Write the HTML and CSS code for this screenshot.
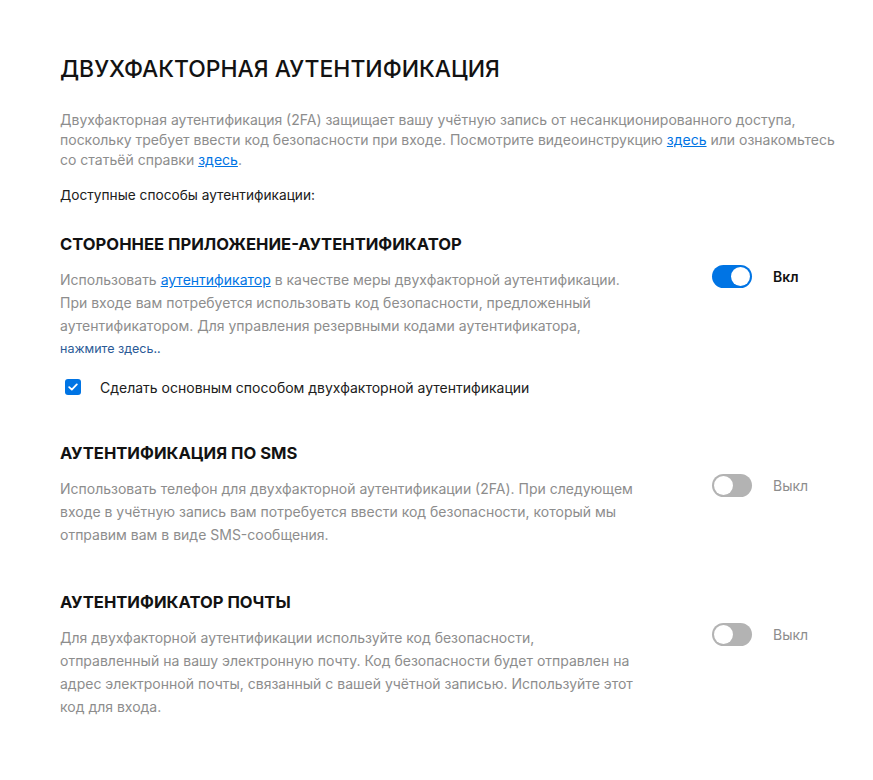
FILE: index.html
```html
<!DOCTYPE html>
<html lang="ru">
<head>
  <meta charset="UTF-8">
  <meta name="viewport" content="width=device-width, initial-scale=1.0">
  <title>Двухфакторная аутентификация</title>
  <link rel="stylesheet" href="styles.css">
</head>
<body>
  <div class="container">
    <h1 class="page-title">ДВУХФАКТОРНАЯ АУТЕНТИФИКАЦИЯ</h1>
    <p class="intro">
      Двухфакторная аутентификация (2FA) защищает вашу учётную запись от несанкционированного доступа,
      поскольку требует ввести код безопасности при входе. Посмотрите видеоинструкцию <a href="#">здесь</a> или ознакомьтесь
      со статьёй справки <a href="#">здесь</a>.
    </p>
    <p class="available">Доступные способы аутентификации:</p>

    <div class="method method-first">
      <h2>СТОРОННЕЕ ПРИЛОЖЕНИЕ-АУТЕНТИФИКАТОР</h2>
      <div class="method-row">
        <div class="method-text">
          <p>Использовать <a href="#">аутентификатор</a> в качестве меры двухфакторной аутентификации.
            При входе вам потребуется использовать код безопасности, предложенный
            аутентификатором. Для управления резервными кодами аутентификатора,</p>
          <a href="#" class="small-link">нажмите здесь..</a>
        </div>
        <div class="method-switch">
          <span class="toggle on"></span>
          <span class="switch-label on">Вкл</span>
        </div>
      </div>
      <label class="check-row">
        <span class="checkbox">
          <svg width="10" height="8" viewBox="0 0 10 8"><path d="M1.2 4.2 L3.8 6.6 L8.8 1.4" fill="none" stroke="#fff" stroke-width="1.8" stroke-linecap="round" stroke-linejoin="round"/></svg>
        </span>
        Сделать основным способом двухфакторной аутентификации
      </label>
    </div>

    <div class="method">
      <h2>АУТЕНТИФИКАЦИЯ ПО SMS</h2>
      <div class="method-row">
        <div class="method-text">
          <p>Использовать телефон для двухфакторной аутентификации (2FA). При следующем
            входе в учётную запись вам потребуется ввести код безопасности, который мы
            отправим вам в виде SMS-сообщения.</p>
        </div>
        <div class="method-switch">
          <span class="toggle"></span>
          <span class="switch-label">Выкл</span>
        </div>
      </div>
    </div>

    <div class="method">
      <h2>АУТЕНТИФИКАТОР ПОЧТЫ</h2>
      <div class="method-row">
        <div class="method-text">
          <p>Для двухфакторной аутентификации используйте код безопасности,
            отправленный на вашу электронную почту. Код безопасности будет отправлен на
            адрес электронной почты, связанный с вашей учётной записью. Используйте этот
            код для входа.</p>
        </div>
        <div class="method-switch">
          <span class="toggle"></span>
          <span class="switch-label">Выкл</span>
        </div>
      </div>
    </div>
  </div>
</body>
</html>
```

FILE: styles.css
```css
body {
  margin: 0;
  background-color: #fff;
  font-family: Inter, "Noto Sans", sans-serif;
  color: #202020;
}

.container {
  width: 760px;
  padding: 54px 0 40px 60px;
}

.page-title {
  margin: 0;
  font-size: 22.9px;
  line-height: 30px;
  font-weight: 500;
  color: #121212;
}

.intro {
  width: 785px;
  margin: 26px 0 0;
  font-size: 14px;
  line-height: 20px;
  color: #8d8d8d;
}

a {
  color: #0074e4;
  text-decoration: underline;
}

.available {
  margin: 15px 0 0;
  font-size: 13.7px;
  line-height: 20px;
  color: #202020;
}

.method {
  margin-top: 45px;
}

.method-first {
  margin-top: 28px;
}

.method h2 {
  margin: 0;
  font-size: 16.6px;
  line-height: 22px;
  font-weight: 700;
  color: #121212;
}

.method-row {
  display: flex;
  justify-content: space-between;
  margin-top: 13px;
}

.method-text {
  width: 574px;
}

.method-text p {
  margin: 0;
  font-size: 14px;
  line-height: 23px;
  color: #8d8d8d;
}

.small-link {
  display: block;
  font-size: 12.5px;
  line-height: 23px;
  color: #2a5a96;
  text-decoration: none;
}

.method-switch {
  width: 108px;
  display: flex;
  align-items: center;
  gap: 21px;
  height: 23px;
  margin-top: -3px;
}

.toggle {
  position: relative;
  width: 40px;
  height: 23px;
  border-radius: 12px;
  background-color: #b3b3b3;
  flex-shrink: 0;
}

.toggle::after {
  content: "";
  position: absolute;
  top: 2px;
  left: 2px;
  width: 19px;
  height: 19px;
  border-radius: 50%;
  background-color: #fff;
}

.toggle.on {
  background-color: #0074e4;
}

.toggle.on::after {
  left: 19px;
}

.switch-label {
  font-size: 14px;
  color: #8d8d8d;
}

.switch-label.on {
  font-weight: 600;
  color: #121212;
}

.check-row {
  display: flex;
  align-items: center;
  gap: 19px;
  margin: 17px 0 0 5px;
  height: 20px;
  font-size: 14px;
  color: #202020;
}

.checkbox {
  width: 16px;
  height: 16px;
  border-radius: 3px;
  background-color: #0074e4;
  display: flex;
  align-items: center;
  justify-content: center;
}
```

#### Required task
Write out the material above once more, exactly as it reads, with no pictures.

#### Answer
Write the HTML and CSS code for this screenshot.
FILE: index.html
```html
<!DOCTYPE html>
<html lang="ru">
<head>
  <meta charset="UTF-8">
  <meta name="viewport" content="width=device-width, initial-scale=1.0">
  <title>Двухфакторная аутентификация</title>
  <link rel="stylesheet" href="styles.css">
</head>
<body>
  <div class="container">
    <h1 class="page-title">ДВУХФАКТОРНАЯ АУТЕНТИФИКАЦИЯ</h1>
    <p class="intro">
      Двухфакторная аутентификация (2FA) защищает вашу учётную запись от несанкционированного доступа,
      поскольку требует ввести код безопасности при входе. Посмотрите видеоинструкцию <a href="#">здесь</a> или ознакомьтесь
      со статьёй справки <a href="#">здесь</a>.
    </p>
    <p class="available">Доступные способы аутентификации:</p>

    <div class="method method-first">
      <h2>СТОРОННЕЕ ПРИЛОЖЕНИЕ-АУТЕНТИФИКАТОР</h2>
      <div class="method-row">
        <div class="method-text">
          <p>Использовать <a href="#">аутентификатор</a> в качестве меры двухфакторной аутентификации.
            При входе вам потребуется использовать код безопасности, предложенный
            аутентификатором. Для управления резервными кодами аутентификатора,</p>
          <a href="#" class="small-link">нажмите здесь..</a>
        </div>
        <div class="method-switch">
          <span class="toggle on"></span>
          <span class="switch-label on">Вкл</span>
        </div>
      </div>
      <label class="check-row">
        <span class="checkbox">
          <svg width="10" height="8" viewBox="0 0 10 8"><path d="M1.2 4.2 L3.8 6.6 L8.8 1.4" fill="none" stroke="#fff" stroke-width="1.8" stroke-linecap="round" stroke-linejoin="round"/></svg>
        </span>
        Сделать основным способом двухфакторной аутентификации
      </label>
    </div>

    <div class="method">
      <h2>АУТЕНТИФИКАЦИЯ ПО SMS</h2>
      <div class="method-row">
        <div class="method-text">
          <p>Использовать телефон для двухфакторной аутентификации (2FA). При следующем
            входе в учётную запись вам потребуется ввести код безопасности, который мы
            отправим вам в виде SMS-сообщения.</p>
        </div>
        <div class="method-switch">
          <span class="toggle"></span>
          <span class="switch-label">Выкл</span>
        </div>
      </div>
    </div>

    <div class="method">
      <h2>АУТЕНТИФИКАТОР ПОЧТЫ</h2>
      <div class="method-row">
        <div class="method-text">
          <p>Для двухфакторной аутентификации используйте код безопасности,
            отправленный на вашу электронную почту. Код безопасности будет отправлен на
            адрес электронной почты, связанный с вашей учётной записью. Используйте этот
            код для входа.</p>
        </div>
        <div class="method-switch">
          <span class="toggle"></span>
          <span class="switch-label">Выкл</span>
        </div>
      </div>
    </div>
  </div>
</body>
</html>
```

FILE: styles.css
```css
body {
  margin: 0;
  background-color: #fff;
  font-family: Inter, "Noto Sans", sans-serif;
  color: #202020;
}

.container {
  width: 760px;
  padding: 54px 0 40px 60px;
}

.page-title {
  margin: 0;
  font-size: 22.9px;
  line-height: 30px;
  font-weight: 500;
  color: #121212;
}

.intro {
  width: 785px;
  margin: 26px 0 0;
  font-size: 14px;
  line-height: 20px;
  color: #8d8d8d;
}

a {
  color: #0074e4;
  text-decoration: underline;
}

.available {
  margin: 15px 0 0;
  font-size: 13.7px;
  line-height: 20px;
  color: #202020;
}

.method {
  margin-top: 45px;
}

.method-first {
  margin-top: 28px;
}

.method h2 {
  margin: 0;
  font-size: 16.6px;
  line-height: 22px;
  font-weight: 700;
  color: #121212;
}

.method-row {
  display: flex;
  justify-content: space-between;
  margin-top: 13px;
}

.method-text {
  width: 574px;
}

.method-text p {
  margin: 0;
  font-size: 14px;
  line-height: 23px;
  color: #8d8d8d;
}

.small-link {
  display: block;
  font-size: 12.5px;
  line-height: 23px;
  color: #2a5a96;
  text-decoration: none;
}

.method-switch {
  width: 108px;
  display: flex;
  align-items: center;
  gap: 21px;
  height: 23px;
  margin-top: -3px;
}

.toggle {
  position: relative;
  width: 40px;
  height: 23px;
  border-radius: 12px;
  background-color: #b3b3b3;
  flex-shrink: 0;
}

.toggle::after {
  content: "";
  position: absolute;
  top: 2px;
  left: 2px;
  width: 19px;
  height: 19px;
  border-radius: 50%;
  background-color: #fff;
}

.toggle.on {
  background-color: #0074e4;
}

.toggle.on::after {
  left: 19px;
}

.switch-label {
  font-size: 14px;
  color: #8d8d8d;
}

.switch-label.on {
  font-weight: 600;
  color: #121212;
}

.check-row {
  display: flex;
  align-items: center;
  gap: 19px;
  margin: 17px 0 0 5px;
  height: 20px;
  font-size: 14px;
  color: #202020;
}

.checkbox {
  width: 16px;
  height: 16px;
  border-radius: 3px;
  background-color: #0074e4;
  display: flex;
  align-items: center;
  justify-content: center;
}
```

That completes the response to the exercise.